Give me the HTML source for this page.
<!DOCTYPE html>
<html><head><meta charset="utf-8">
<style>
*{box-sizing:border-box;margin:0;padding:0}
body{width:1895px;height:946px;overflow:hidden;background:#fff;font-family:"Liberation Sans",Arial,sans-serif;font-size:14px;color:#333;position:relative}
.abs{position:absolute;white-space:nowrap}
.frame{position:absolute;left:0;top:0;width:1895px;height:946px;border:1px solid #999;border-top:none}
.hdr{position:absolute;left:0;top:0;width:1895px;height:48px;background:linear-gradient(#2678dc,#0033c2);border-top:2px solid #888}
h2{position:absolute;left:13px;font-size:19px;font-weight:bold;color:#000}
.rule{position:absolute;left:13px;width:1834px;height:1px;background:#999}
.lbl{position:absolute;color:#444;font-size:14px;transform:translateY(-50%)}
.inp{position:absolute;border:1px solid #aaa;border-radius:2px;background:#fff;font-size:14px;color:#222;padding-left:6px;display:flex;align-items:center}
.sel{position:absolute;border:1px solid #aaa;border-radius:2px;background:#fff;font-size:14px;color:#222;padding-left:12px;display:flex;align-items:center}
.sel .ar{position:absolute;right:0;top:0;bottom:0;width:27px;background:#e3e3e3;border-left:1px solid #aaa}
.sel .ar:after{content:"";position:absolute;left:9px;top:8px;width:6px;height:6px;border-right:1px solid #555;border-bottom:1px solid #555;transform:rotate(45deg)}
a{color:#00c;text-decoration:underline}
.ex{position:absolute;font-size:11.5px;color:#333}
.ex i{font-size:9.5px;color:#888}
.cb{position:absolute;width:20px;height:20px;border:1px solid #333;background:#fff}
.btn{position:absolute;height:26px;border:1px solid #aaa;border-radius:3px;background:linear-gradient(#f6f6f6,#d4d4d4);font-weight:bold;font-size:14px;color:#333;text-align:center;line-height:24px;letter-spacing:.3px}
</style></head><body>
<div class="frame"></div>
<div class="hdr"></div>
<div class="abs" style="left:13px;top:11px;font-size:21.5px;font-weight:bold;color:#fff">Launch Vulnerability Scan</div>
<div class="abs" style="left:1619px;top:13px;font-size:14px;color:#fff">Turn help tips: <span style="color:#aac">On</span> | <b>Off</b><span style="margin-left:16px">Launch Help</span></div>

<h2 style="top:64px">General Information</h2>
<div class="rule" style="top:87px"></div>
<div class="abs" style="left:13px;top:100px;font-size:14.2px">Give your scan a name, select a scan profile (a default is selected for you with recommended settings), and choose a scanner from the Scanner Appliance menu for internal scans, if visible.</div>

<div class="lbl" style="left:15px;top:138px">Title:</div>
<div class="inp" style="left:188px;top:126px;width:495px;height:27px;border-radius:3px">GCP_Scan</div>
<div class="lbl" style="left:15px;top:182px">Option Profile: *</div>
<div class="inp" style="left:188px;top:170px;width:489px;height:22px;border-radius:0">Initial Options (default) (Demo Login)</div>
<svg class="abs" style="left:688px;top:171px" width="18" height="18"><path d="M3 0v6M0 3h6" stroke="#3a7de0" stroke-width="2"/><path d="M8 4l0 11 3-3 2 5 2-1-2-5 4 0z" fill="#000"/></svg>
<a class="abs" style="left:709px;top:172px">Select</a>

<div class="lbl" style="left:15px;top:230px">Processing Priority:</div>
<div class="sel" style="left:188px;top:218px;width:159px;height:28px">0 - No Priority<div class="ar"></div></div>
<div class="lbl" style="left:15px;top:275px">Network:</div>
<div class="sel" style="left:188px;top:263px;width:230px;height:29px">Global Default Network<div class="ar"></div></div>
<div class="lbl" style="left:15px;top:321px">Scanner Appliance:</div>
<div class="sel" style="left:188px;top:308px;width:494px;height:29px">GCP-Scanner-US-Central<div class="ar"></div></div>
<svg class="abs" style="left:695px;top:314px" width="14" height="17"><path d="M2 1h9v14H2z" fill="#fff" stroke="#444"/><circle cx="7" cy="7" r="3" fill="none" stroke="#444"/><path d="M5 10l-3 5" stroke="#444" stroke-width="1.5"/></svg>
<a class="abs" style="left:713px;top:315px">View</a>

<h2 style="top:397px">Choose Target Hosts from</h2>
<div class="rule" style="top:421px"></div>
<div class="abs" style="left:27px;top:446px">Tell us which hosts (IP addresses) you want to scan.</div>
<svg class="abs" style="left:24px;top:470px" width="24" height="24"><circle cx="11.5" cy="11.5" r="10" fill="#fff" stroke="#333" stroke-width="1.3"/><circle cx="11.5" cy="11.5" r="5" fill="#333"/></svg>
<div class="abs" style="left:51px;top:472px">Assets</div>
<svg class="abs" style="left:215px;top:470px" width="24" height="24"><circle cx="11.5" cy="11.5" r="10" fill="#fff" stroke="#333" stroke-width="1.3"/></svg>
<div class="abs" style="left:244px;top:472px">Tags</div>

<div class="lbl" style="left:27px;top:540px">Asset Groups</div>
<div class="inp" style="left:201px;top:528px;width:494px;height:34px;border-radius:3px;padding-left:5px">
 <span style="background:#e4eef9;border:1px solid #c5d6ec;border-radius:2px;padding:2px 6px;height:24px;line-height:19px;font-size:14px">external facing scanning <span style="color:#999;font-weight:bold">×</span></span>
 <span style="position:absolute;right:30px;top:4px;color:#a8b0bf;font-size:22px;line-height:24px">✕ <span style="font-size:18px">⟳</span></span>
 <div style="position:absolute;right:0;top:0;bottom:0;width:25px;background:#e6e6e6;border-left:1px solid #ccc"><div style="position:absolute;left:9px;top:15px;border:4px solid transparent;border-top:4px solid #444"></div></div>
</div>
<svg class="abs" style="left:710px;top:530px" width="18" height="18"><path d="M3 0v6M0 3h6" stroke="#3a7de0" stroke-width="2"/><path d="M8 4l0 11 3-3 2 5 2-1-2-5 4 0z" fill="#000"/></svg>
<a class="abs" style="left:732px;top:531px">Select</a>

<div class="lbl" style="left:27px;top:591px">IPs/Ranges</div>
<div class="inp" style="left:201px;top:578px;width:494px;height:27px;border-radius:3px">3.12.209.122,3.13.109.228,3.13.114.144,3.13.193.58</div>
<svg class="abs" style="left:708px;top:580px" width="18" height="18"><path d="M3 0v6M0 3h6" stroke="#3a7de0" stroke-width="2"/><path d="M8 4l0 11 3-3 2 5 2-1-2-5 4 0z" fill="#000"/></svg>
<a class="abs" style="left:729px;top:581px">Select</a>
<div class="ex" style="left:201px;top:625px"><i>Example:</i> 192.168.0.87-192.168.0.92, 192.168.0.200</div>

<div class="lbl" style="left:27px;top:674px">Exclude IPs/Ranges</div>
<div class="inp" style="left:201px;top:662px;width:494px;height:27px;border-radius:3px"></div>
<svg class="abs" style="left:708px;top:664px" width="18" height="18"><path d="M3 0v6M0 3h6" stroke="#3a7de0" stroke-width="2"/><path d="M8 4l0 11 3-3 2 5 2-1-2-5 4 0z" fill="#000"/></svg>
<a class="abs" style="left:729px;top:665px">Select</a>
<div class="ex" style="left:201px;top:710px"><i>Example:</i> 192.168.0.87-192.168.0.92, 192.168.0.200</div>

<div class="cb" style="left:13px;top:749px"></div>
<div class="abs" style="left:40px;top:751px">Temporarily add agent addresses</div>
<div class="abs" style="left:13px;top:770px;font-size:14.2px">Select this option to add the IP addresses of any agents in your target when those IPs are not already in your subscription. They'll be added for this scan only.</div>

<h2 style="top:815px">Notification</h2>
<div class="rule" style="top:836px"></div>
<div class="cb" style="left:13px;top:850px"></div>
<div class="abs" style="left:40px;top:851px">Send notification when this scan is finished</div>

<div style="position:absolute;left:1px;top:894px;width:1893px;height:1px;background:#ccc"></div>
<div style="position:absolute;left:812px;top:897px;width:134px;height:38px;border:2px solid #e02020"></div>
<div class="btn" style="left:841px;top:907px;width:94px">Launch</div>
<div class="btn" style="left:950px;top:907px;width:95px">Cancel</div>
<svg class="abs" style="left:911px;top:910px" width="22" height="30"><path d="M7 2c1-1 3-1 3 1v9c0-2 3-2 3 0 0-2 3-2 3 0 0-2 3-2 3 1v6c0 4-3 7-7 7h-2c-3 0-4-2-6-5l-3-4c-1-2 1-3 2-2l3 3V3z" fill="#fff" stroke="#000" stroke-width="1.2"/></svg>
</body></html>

########################################

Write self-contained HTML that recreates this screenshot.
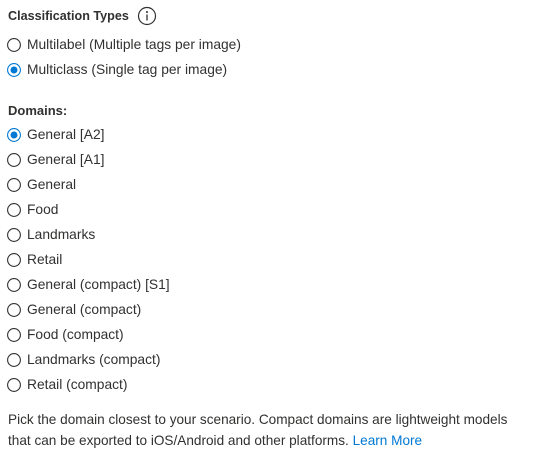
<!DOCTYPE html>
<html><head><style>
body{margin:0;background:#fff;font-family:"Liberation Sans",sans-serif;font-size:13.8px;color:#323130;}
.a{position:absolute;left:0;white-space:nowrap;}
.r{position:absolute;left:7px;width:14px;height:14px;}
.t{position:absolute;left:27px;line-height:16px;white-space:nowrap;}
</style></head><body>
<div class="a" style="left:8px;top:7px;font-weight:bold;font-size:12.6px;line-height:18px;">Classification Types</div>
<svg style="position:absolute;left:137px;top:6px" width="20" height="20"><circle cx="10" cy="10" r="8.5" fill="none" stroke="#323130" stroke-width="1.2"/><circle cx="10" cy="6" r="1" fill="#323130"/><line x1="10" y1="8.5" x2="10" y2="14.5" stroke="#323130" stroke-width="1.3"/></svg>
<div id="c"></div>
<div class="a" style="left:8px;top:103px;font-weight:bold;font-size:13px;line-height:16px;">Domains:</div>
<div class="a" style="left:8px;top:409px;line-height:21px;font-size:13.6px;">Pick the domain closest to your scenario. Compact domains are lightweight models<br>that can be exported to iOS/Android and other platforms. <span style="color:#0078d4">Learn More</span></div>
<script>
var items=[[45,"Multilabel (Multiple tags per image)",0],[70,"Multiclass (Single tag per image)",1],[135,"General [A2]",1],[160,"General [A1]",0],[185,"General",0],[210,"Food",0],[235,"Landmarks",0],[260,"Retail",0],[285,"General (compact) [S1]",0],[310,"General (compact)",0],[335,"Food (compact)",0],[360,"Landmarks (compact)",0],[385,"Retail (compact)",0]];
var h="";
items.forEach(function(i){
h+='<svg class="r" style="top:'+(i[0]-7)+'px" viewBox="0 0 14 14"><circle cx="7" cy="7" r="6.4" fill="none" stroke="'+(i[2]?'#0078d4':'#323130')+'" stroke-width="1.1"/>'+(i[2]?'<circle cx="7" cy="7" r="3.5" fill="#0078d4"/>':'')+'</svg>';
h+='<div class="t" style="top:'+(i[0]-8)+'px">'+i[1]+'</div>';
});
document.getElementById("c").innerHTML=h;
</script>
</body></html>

########################################

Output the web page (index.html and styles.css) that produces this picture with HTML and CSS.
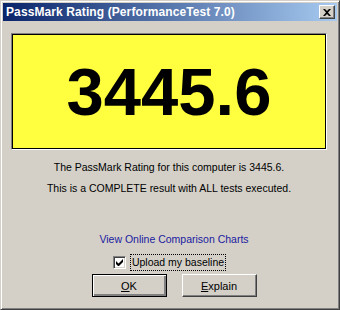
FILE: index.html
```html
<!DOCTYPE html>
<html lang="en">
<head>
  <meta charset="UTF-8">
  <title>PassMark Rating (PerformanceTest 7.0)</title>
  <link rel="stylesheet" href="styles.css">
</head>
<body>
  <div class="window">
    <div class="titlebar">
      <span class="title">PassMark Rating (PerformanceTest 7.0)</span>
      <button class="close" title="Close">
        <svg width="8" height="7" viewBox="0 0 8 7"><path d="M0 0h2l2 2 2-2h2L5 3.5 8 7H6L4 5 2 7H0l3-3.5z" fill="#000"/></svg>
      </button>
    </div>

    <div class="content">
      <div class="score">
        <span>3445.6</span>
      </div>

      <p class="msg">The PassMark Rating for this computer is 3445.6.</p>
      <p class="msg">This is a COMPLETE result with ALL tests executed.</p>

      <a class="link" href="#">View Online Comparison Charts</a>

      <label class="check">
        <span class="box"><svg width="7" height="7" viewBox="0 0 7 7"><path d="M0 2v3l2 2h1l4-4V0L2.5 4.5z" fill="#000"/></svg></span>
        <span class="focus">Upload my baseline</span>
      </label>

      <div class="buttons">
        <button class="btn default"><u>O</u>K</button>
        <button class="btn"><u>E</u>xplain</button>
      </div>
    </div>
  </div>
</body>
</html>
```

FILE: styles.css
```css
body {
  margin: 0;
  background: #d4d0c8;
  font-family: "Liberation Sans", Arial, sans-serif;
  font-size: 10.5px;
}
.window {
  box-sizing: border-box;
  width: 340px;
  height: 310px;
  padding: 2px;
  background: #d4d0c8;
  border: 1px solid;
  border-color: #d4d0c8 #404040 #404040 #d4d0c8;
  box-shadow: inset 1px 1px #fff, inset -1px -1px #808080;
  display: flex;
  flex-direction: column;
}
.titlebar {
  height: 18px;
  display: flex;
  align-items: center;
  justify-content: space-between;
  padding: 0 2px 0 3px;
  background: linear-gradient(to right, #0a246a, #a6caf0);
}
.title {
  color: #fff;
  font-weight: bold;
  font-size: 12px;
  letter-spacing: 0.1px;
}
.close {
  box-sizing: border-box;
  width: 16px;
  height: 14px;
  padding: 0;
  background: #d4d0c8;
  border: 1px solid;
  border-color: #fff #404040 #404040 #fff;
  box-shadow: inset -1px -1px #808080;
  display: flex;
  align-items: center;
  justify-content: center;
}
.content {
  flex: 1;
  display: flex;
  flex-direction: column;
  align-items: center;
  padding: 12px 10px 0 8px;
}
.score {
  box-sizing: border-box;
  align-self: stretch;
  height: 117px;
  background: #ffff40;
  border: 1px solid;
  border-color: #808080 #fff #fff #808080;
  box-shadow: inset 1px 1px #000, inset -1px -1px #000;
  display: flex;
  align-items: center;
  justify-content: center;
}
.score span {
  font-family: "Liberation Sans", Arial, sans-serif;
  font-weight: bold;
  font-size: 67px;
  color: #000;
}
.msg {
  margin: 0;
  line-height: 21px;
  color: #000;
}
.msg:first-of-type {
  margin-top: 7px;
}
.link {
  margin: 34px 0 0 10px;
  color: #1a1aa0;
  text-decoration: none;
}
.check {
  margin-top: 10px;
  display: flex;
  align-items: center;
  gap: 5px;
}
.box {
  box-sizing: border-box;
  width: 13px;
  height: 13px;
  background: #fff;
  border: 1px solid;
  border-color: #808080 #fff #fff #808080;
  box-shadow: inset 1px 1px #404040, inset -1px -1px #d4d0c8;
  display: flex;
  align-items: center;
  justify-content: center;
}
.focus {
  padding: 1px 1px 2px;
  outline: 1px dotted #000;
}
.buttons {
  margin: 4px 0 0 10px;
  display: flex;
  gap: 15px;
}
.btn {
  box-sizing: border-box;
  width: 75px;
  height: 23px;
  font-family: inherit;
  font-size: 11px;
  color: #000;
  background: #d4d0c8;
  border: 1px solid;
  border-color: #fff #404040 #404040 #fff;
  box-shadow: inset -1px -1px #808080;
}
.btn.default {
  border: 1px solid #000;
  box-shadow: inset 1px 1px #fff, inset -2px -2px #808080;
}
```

########################################

• _Given request_
Collect every line above that contains the word "index".

• _Reply to the exercise_
Output the web page (index.html and styles.css) that produces this picture with HTML and CSS.
FILE: index.html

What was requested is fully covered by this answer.